Exercise instructions: Transcribe exactly the lines from the one containing "Emit a component" through the one containing "export default App;", both included, and leave out any pictures.

[Collected data entries]
__________
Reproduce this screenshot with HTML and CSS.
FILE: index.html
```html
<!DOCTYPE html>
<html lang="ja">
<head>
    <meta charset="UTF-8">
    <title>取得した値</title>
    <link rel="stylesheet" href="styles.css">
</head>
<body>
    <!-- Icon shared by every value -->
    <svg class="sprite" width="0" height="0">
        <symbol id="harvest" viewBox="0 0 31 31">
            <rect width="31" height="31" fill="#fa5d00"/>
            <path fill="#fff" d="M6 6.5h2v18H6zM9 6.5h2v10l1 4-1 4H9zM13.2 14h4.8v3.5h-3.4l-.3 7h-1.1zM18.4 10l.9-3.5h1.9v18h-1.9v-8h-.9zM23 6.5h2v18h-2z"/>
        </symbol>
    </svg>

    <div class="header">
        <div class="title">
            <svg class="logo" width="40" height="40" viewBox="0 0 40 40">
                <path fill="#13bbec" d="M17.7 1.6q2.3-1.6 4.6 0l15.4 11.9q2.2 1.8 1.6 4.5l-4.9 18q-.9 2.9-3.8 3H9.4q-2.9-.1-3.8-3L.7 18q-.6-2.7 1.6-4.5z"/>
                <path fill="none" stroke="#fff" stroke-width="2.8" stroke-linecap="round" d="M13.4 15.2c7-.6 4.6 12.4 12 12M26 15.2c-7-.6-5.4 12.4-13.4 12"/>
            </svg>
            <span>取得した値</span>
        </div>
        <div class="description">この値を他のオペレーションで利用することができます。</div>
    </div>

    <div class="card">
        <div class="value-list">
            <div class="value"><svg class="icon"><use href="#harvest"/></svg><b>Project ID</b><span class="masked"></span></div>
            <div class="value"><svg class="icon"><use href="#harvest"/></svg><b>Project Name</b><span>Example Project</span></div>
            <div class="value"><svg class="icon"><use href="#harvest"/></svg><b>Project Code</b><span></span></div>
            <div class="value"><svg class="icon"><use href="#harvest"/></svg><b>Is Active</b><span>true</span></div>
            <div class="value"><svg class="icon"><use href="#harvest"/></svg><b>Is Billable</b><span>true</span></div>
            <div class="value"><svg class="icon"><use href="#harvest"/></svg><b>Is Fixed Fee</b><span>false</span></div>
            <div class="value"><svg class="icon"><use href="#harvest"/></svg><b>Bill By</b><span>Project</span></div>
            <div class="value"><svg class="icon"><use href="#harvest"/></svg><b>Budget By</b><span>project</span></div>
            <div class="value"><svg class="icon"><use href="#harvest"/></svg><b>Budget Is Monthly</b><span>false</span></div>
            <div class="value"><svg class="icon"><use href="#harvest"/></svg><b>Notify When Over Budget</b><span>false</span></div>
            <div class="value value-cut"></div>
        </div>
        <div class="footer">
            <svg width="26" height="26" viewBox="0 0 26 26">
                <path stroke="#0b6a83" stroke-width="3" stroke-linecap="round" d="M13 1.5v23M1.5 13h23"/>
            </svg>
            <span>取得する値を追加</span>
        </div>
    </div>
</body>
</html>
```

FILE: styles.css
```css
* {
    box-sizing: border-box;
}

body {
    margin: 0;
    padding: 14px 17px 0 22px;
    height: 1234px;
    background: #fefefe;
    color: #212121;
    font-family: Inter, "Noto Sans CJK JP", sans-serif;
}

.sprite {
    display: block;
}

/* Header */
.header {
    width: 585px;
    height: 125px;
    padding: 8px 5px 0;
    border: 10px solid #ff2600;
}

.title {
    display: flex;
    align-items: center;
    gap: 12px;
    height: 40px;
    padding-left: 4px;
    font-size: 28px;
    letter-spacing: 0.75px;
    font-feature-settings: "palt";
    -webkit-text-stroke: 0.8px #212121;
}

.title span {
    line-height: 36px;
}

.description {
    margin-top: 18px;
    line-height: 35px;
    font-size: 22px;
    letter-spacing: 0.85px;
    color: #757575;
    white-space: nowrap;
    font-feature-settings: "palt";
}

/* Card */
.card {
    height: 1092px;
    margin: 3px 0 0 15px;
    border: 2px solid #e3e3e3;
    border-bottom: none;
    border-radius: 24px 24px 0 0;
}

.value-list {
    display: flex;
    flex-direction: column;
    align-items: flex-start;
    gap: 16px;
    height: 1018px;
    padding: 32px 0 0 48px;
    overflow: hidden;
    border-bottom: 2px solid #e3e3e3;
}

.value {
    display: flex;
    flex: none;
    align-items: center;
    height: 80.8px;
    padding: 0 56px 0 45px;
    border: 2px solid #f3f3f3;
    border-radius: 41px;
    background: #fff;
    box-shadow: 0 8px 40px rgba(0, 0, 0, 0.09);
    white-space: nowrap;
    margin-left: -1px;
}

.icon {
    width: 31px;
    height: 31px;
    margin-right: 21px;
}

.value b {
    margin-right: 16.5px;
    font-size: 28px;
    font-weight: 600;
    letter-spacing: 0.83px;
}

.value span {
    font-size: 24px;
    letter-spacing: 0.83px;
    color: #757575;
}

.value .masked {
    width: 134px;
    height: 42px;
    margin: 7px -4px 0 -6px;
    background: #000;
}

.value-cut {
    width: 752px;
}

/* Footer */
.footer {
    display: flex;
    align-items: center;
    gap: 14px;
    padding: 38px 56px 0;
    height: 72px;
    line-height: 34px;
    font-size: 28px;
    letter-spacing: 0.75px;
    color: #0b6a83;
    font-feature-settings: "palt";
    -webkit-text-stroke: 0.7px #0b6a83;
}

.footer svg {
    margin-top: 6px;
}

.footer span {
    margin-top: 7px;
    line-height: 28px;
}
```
__________
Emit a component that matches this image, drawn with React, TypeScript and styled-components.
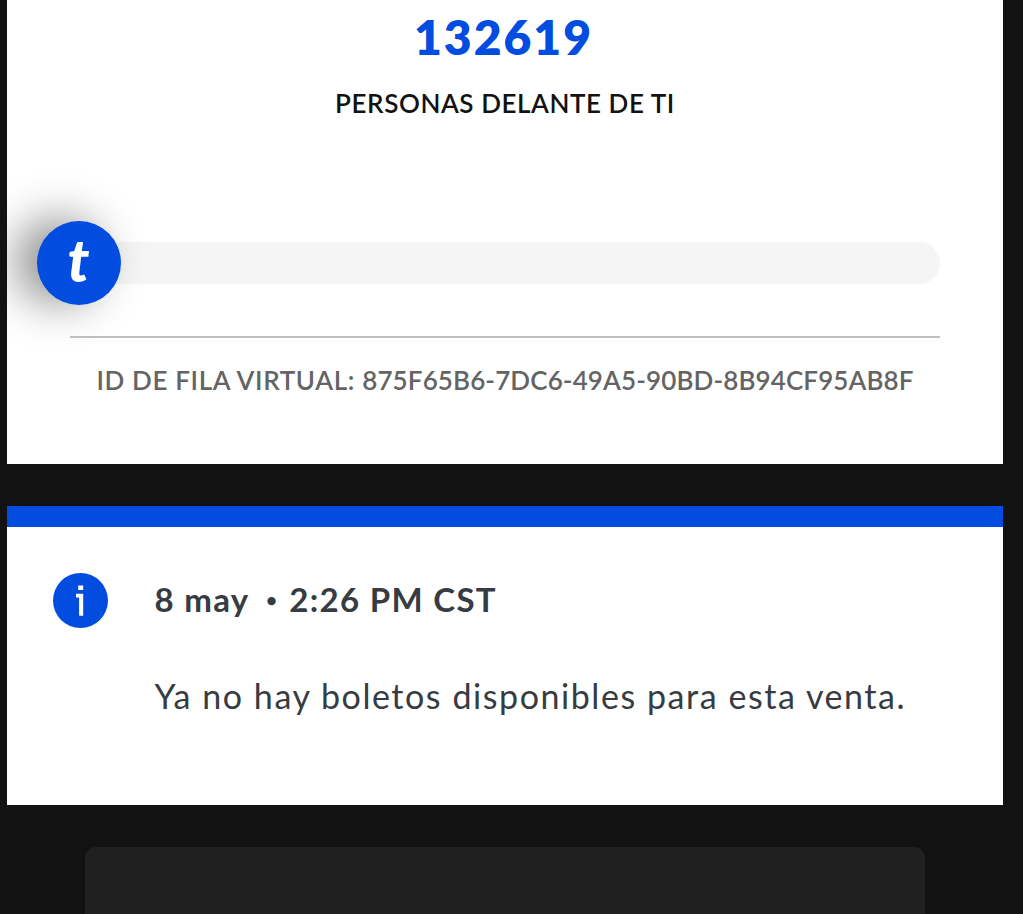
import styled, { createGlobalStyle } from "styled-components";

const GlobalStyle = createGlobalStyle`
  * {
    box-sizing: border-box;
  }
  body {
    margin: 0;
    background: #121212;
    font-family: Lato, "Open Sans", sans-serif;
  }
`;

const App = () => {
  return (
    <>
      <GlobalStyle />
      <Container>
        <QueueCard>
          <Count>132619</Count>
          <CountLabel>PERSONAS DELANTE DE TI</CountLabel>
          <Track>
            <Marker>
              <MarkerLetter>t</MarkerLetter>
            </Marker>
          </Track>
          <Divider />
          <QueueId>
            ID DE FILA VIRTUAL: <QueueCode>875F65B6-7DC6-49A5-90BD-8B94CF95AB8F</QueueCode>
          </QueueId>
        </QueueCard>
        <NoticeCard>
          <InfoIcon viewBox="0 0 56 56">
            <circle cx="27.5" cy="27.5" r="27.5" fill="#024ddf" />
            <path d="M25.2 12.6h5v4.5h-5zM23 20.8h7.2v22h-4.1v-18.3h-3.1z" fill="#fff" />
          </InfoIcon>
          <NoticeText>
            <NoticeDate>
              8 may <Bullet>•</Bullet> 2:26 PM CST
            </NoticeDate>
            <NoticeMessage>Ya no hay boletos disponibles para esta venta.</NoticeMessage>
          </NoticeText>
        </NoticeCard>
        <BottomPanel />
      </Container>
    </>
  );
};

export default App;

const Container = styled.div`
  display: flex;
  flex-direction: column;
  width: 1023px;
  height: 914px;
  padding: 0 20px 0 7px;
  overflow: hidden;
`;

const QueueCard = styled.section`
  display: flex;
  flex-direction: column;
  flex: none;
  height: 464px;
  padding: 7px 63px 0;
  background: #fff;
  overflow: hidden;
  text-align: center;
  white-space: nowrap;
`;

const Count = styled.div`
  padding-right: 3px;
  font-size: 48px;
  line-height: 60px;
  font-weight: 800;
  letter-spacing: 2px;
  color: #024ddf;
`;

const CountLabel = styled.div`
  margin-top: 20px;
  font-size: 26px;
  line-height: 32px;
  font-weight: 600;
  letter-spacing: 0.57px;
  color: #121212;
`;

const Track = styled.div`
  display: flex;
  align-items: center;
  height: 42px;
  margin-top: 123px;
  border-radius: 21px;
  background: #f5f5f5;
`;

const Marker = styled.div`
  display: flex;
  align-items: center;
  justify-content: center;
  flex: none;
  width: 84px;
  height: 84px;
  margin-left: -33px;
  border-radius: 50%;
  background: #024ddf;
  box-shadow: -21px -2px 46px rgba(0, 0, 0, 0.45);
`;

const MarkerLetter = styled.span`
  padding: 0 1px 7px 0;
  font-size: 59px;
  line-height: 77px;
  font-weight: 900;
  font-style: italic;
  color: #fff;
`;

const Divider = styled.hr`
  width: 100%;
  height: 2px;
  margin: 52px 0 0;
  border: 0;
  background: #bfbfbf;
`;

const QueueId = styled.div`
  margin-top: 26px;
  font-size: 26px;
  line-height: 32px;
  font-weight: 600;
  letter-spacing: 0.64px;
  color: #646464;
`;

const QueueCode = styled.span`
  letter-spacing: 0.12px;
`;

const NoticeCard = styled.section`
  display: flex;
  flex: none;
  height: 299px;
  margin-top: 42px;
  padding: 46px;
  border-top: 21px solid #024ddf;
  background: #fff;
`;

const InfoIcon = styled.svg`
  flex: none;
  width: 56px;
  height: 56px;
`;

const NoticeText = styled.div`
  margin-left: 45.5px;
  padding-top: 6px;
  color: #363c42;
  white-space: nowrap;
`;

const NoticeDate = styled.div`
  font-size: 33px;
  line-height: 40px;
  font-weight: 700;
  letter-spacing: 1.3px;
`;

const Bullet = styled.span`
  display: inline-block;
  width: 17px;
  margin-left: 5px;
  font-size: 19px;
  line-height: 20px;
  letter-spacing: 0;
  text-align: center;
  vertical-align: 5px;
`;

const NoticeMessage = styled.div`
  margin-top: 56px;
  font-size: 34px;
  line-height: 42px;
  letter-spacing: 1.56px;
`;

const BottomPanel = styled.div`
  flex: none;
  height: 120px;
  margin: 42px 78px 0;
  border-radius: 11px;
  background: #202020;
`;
__________
Complete answer:
Emit a component that matches this image, drawn with React, TypeScript and styled-components.
import styled, { createGlobalStyle } from "styled-components";

const GlobalStyle = createGlobalStyle`
  * {
    box-sizing: border-box;
  }
  body {
    margin: 0;
    background: #121212;
    font-family: Lato, "Open Sans", sans-serif;
  }
`;

const App = () => {
  return (
    <>
      <GlobalStyle />
      <Container>
        <QueueCard>
          <Count>132619</Count>
          <CountLabel>PERSONAS DELANTE DE TI</CountLabel>
          <Track>
            <Marker>
              <MarkerLetter>t</MarkerLetter>
            </Marker>
          </Track>
          <Divider />
          <QueueId>
            ID DE FILA VIRTUAL: <QueueCode>875F65B6-7DC6-49A5-90BD-8B94CF95AB8F</QueueCode>
          </QueueId>
        </QueueCard>
        <NoticeCard>
          <InfoIcon viewBox="0 0 56 56">
            <circle cx="27.5" cy="27.5" r="27.5" fill="#024ddf" />
            <path d="M25.2 12.6h5v4.5h-5zM23 20.8h7.2v22h-4.1v-18.3h-3.1z" fill="#fff" />
          </InfoIcon>
          <NoticeText>
            <NoticeDate>
              8 may <Bullet>•</Bullet> 2:26 PM CST
            </NoticeDate>
            <NoticeMessage>Ya no hay boletos disponibles para esta venta.</NoticeMessage>
          </NoticeText>
        </NoticeCard>
        <BottomPanel />
      </Container>
    </>
  );
};

export default App;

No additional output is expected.